Terkadang dan bahkan sering bagi penguasa lembaga-lembaga formal apalagi
pemerintahan menemui permasalahan yang komplek. Tidak sesederhana
pengkritisan orang yang berada diluar sistem. Ganjalan-ganjalan yang
bersifat teknis malah mendominasi gagalnya idealisme terejawantahkan.
Disinilah diperlukan tokoh idealis yang cerdas, berani, dan jujur.
Ketika hal-hal yang tidak prinsip menjadi penghalang, seorang idealis
harus berani memutus dan meng-cut ganjalan itu. Sehingga hal teknis
tidak justru menjadi prinsip, dan hal prinsip justru kabur.
Pemotongan-pemotongan birokrasi yang tidak perlu baik pada organisasi
legal dan formal apalagi nonformal harus berani dilakukan. Hal ini
menjadi penting ketika tujuan besar “idealisme” terhalangi untuk mencari
tujuannya.
Kelima adalah
kemunafikan. Yang paling fatal adalah idealisme hanyalah “kemunafikan”
belaka. Idealism terlahir karena ketidakpuasan atas bagian yang
diberikan. Sehingga sikapnya hanyalah menempatkan posisi selalu
berseberangan pada penguasa. Pertimbangan benar-salah, baik-buruk,
konstruktif-destruktif, tidak dipakai dalam pengambilan putusan.

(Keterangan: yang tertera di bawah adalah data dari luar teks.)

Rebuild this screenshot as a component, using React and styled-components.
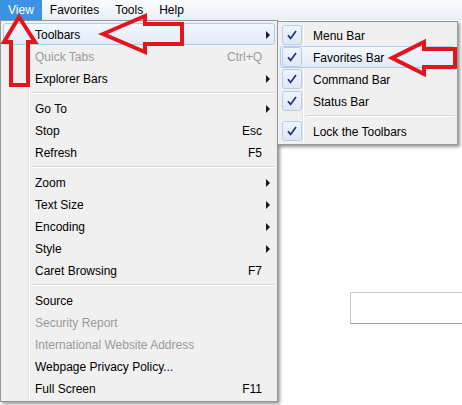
import React from 'react';
import styled, { createGlobalStyle, css } from 'styled-components';

const GlobalStyle = createGlobalStyle`
  body {
    margin: 0;
    background: #ffffff;
    font-family: "Liberation Sans", Arial, sans-serif;
    font-size: 12px;
  }
`;

const Screen = styled.div`
  position: relative;
  width: 462px;
  height: 405px;
  overflow: hidden;
  background: #ffffff;
`;

const MenuBar = styled.div`
  display: flex;
  height: 20px;
  background: linear-gradient(#fbfcfe, #e9eff7);
`;

const MenuTitle = styled.div`
  padding: 1px 8px 0;
  line-height: 19px;
  color: #000;
  ${(p) =>
    p.$active &&
    css`
      background: #3b93e5;
      color: #ffffff;
    `}
`;

const Page = styled.div`
  padding: 272px 0 0 350px;
`;

const PageInput = styled.div`
  width: 130px;
  height: 30px;
  border: 1px solid #cacaca;
  border-bottom-color: #9c9c9c;
  background: #fff;
`;

const Menu = styled.div`
  position: absolute;
  box-sizing: border-box;
  top: ${(p) => p.$top}px;
  left: ${(p) => p.$left}px;
  width: ${(p) => p.$width}px;
  padding: 2px;
  background-color: #f0f0f0;
  background-image: linear-gradient(
    to right,
    transparent ${(p) => p.$gutter}px,
    #e2e3e3 ${(p) => p.$gutter}px,
    #e2e3e3 ${(p) => p.$gutter + 1}px,
    #ffffff ${(p) => p.$gutter + 1}px,
    #ffffff ${(p) => p.$gutter + 2}px,
    transparent ${(p) => p.$gutter + 2}px
  );
  border: 1px solid #979797;
  box-shadow: 2px 2px 3px rgba(0, 0, 0, 0.4);
`;

const Item = styled.div`
  display: flex;
  align-items: center;
  height: 22px;
  box-sizing: border-box;
  padding-left: ${(p) => p.$indent}px;
  padding-top: 1px;
  border: 1px solid transparent;
  border-radius: 3px;
  color: ${(p) => (p.$disabled ? '#9a9a9a' : '#000')};
  ${(p) =>
    p.$hover &&
    css`
      border-color: #aecbf0;
      background: linear-gradient(#f3f7fd, #e1ebf8);
    `}
`;

const Label = styled.span`
  flex: 1;
  white-space: nowrap;
`;

const Shortcut = styled.span`
  white-space: nowrap;
`;

const ArrowSlot = styled.span`
  width: 12px;
  padding-left: 4px;
  box-sizing: border-box;
  display: flex;
  align-items: center;
`;

const SubArrow = styled.span`
  width: 0;
  height: 0;
  border-top: 4px solid transparent;
  border-bottom: 4px solid transparent;
  border-left: 4px solid #1a1a1a;
`;

const Separator = styled.div`
  height: 8px;
  margin-left: ${(p) => p.$indent}px;
  display: flex;
  flex-direction: column;
  justify-content: center;

  &::before {
    content: '';
    height: 1px;
    background: #d7d7d7;
  }
  &::after {
    content: '';
    height: 1px;
    background: #ffffff;
  }
`;

const CheckBox = styled.span`
  width: 20px;
  height: 20px;
  box-sizing: border-box;
  margin: -1px 11px 0 1px;
  border: 1px solid #b5cdec;
  border-radius: 3px;
  background: linear-gradient(#eef4fc, #dde8f7);
  display: flex;
  align-items: center;
  justify-content: center;
`;

const Overlay = styled.svg`
  position: absolute;
  left: 0;
  top: 0;
  pointer-events: none;
`;

const viewItems = [
  { label: 'Toolbars', sub: true, hover: true },
  { label: 'Quick Tabs', key: 'Ctrl+Q', disabled: true },
  { label: 'Explorer Bars', sub: true },
  { sep: true },
  { label: 'Go To', sub: true },
  { label: 'Stop', key: 'Esc' },
  { label: 'Refresh', key: 'F5' },
  { sep: true },
  { label: 'Zoom', sub: true },
  { label: 'Text Size', sub: true },
  { label: 'Encoding', sub: true },
  { label: 'Style', sub: true },
  { label: 'Caret Browsing', key: 'F7' },
  { sep: true },
  { label: 'Source' },
  { label: 'Security Report', disabled: true },
  { label: 'International Website Address', disabled: true },
  { label: 'Webpage Privacy Policy...' },
  { label: 'Full Screen', key: 'F11' },
];

const toolbarItems = [
  { label: 'Menu Bar' },
  { label: 'Favorites Bar', hover: true },
  { label: 'Command Bar' },
  { label: 'Status Bar' },
  { sep: true },
  { label: 'Lock the Toolbars' },
];

const Check = () => (
  <svg width="12" height="12" viewBox="0 0 12 12">
    <path d="M2 6.2 L4.6 9.4 L10 2" fill="none" stroke="#1f2a8c" strokeWidth="1.7" />
  </svg>
);

const App = () => (
  <Screen>
    <GlobalStyle />
    <MenuBar>
      <MenuTitle $active>View</MenuTitle>
      <MenuTitle>Favorites</MenuTitle>
      <MenuTitle>Tools</MenuTitle>
      <MenuTitle>Help</MenuTitle>
    </MenuBar>
    <Page>
      <PageInput />
    </Page>

    <Menu $top={20} $left={0} $width={278} $gutter={27}>
      {viewItems.map((it, i) =>
        it.sep ? (
          <Separator key={i} $indent={29} />
        ) : (
          <Item key={i} $indent={31} $hover={it.hover} $disabled={it.disabled}>
            <Label>{it.label}</Label>
            {it.key && <Shortcut>{it.key}</Shortcut>}
            <ArrowSlot>{it.sub && <SubArrow />}</ArrowSlot>
          </Item>
        )
      )}
    </Menu>

    <Menu $top={21} $left={277} $width={181} $gutter={24}>
      {toolbarItems.map((it, i) =>
        it.sep ? (
          <Separator key={i} $indent={26} />
        ) : (
          <Item key={i} $indent={0} $hover={it.hover}>
            <CheckBox>
              <Check />
            </CheckBox>
            <Label>{it.label}</Label>
          </Item>
        )
      )}
    </Menu>

    <Overlay width="462" height="405" viewBox="0 0 462 405">
      <g fill="none" stroke="#e3141c" strokeWidth="4" strokeLinejoin="miter">
        <polygon points="19,17 35,42 28,42 28,85 11,85 11,42 4,42" />
        <polygon points="103,34 145,16 145,24 182,24 182,44 145,44 145,52" />
        <polygon points="392,58 424,42 424,49 455,49 455,67 424,67 424,74" />
      </g>
    </Overlay>
  </Screen>
);

export default App;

Idealisme semacam ini sangat berbahaya. Masyarakat menjadi korban ibarat
“telur diapit batu”. Masyarakat dihadapkan hanya pada dua pilihan yang
sama seramnya, antara harimau dan buaya.
Melemahnya
idealisme dan tergesernya makna, menjadikan masyarakat semakin
terkorbankan. Masyarakat tidak terdidik untuk sportif. Bersikap untuk
jujur, menyalahkan hal yang keliru dan memberikan penghargaan pada yang
benar. Masyarakat hanya dijadikan penonton dagelan yang tidak menghibur.

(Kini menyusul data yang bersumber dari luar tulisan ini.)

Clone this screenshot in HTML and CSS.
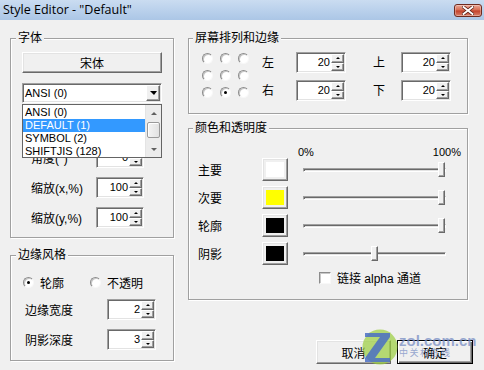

Dampak terburuk adalah terjadinya ketidakpercayaan masyarakat terhadap
segala bentuk kebijakan yang dilahirkan oleh lembaga formal maupun non
formal. Ketika fenomena ini terjadi, maka negara akan menemui kegagalan
untuk membangun negeri.
Mudah-mudahan
melalui perayaan sumpah pemuda yang ke 78 tahun ini idealisme bernegara
yang dijiwai dengan tiga sumpah, yakni bertanah air, berbangsa dan
berbahasa satu yakni Indonesia senantiasa menjadi ‘setetes embun yang
melegakan dahaga dipadang pasir, dan menjadi setitik cahaya ditengah
gelap gulita”. Moment perayaan Sumpah Pemuda tidak semata sebagai
momentum ceremonial. Tetapi lebih dimaknai sebagai perenungan kembali
nilai-nilai dan semangat sumpah pemuda. Idealisme dan semangat
kebangsaan hendaknya menjadi yang utama dari semua pilihan gerakan.
Konsistensi
pemerintah terhadap segala consensus legal dan konstitusi menjadi
inspirasi perubahan bagi kembalinya semangat idealisme masyarakat.

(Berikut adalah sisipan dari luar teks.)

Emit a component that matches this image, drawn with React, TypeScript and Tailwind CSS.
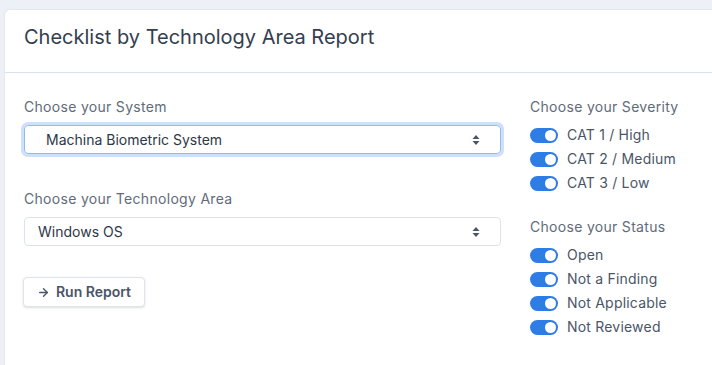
import { ArrowRight } from 'lucide-react';

const severities = ['CAT 1 / High', 'CAT 2 / Medium', 'CAT 3 / Low'];
const statuses = ['Open', 'Not a Finding', 'Not Applicable', 'Not Reviewed'];

function Toggle({ label }: { label: string }) {
  return (
    <div className="flex items-center h-6 gap-[9px]">
      <span className="relative w-[28px] h-[15px] rounded-full bg-[#2e7de6] shrink-0">
        <span className="absolute right-[2px] top-[2px] w-[11px] h-[11px] rounded-full bg-white" />
      </span>
      <span className="text-sm text-[#4a5568] tracking-[0.2px]">{label}</span>
    </div>
  );
}

function SelectChevron() {
  return (
    <svg width="8" height="12" viewBox="0 0 8 12" className="shrink-0">
      <path d="M4 1 L7.5 5 H0.5 Z" fill="#4a5568" />
      <path d="M4 11 L7.5 7 H0.5 Z" fill="#4a5568" />
    </svg>
  );
}

export default function App() {
  return (
    <div
      className="w-[712px] h-[365px] overflow-hidden bg-[#edf1f7] pt-[9px] pl-[4px]"
      style={{ fontFamily: 'Inter, "Liberation Sans", sans-serif' }}
    >
      <div className="w-[740px] h-[400px] bg-white rounded-tl-md border-l border-t border-[#e2e8f0]">
        <div className="pl-[19px] pt-[13px] pb-[21px] border-b border-[#d8e2ee]">
          <h1 className="text-[20px] leading-7 text-[#343e50] font-normal">
            Checklist by Technology Area Report
          </h1>
        </div>
        <div className="flex pl-[19px] pt-[24px]">
          <div className="w-[477px] flex flex-col">
            <label className="text-sm text-[#5f6b7a] tracking-[0.3px] leading-5">
              Choose your System
            </label>
            <div className="mt-2 h-[29px] flex items-center justify-between pl-[21px] pr-[20px] rounded border border-[#94b9ef] ring-[3px] ring-[#cfe0fa]">
              <span className="text-sm text-[#2d3748]">Machina Biometric System</span>
              <SelectChevron />
            </div>
            <label className="mt-[35px] text-sm text-[#5f6b7a] tracking-[0.3px] leading-5">
              Choose your Technology Area
            </label>
            <div className="mt-2 h-[29px] flex items-center justify-between pl-[13px] pr-[20px] rounded border border-[#dce3ec]">
              <span className="text-sm text-[#2d3748]">Windows OS</span>
              <SelectChevron />
            </div>
            <div className="mt-[31px]">
              <button className="h-[30px] w-[122px] -ml-px flex items-center justify-center gap-[6px] rounded border border-[#dfe4ea] bg-white shadow-sm text-sm font-semibold text-[#4a5568]">
                <ArrowRight size={13} strokeWidth={2.5} />
                Run Report
              </button>
            </div>
          </div>
          <div className="ml-[29px] flex flex-col">
            <label className="text-sm text-[#5f6b7a] tracking-[0.3px] leading-5">
              Choose your Severity
            </label>
            <div className="mt-[6px] flex flex-col">
              {severities.map((s) => (
                <Toggle key={s} label={s} />
              ))}
            </div>
            <label className="mt-[22px] text-sm text-[#5f6b7a] tracking-[0.3px] leading-5">
              Choose your Status
            </label>
            <div className="mt-[6px] flex flex-col">
              {statuses.map((s) => (
                <Toggle key={s} label={s} />
              ))}
            </div>
          </div>
        </div>
      </div>
    </div>
  );
}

Hilangnya dagelan-dagelan politik, permainan hukum yang tidak perlu
menambah matangnya kepercayaan pemuda dan masyarakat akan arti penting
sebuah idealisme. Dengan demikian pertambahan usia bangsa disertai pula
dengan kematangan jati diri dan idealisme untuk mewujudkan cita-cita
luhur seperti yang dimamanatkan dalam pembukaan UUD 1945.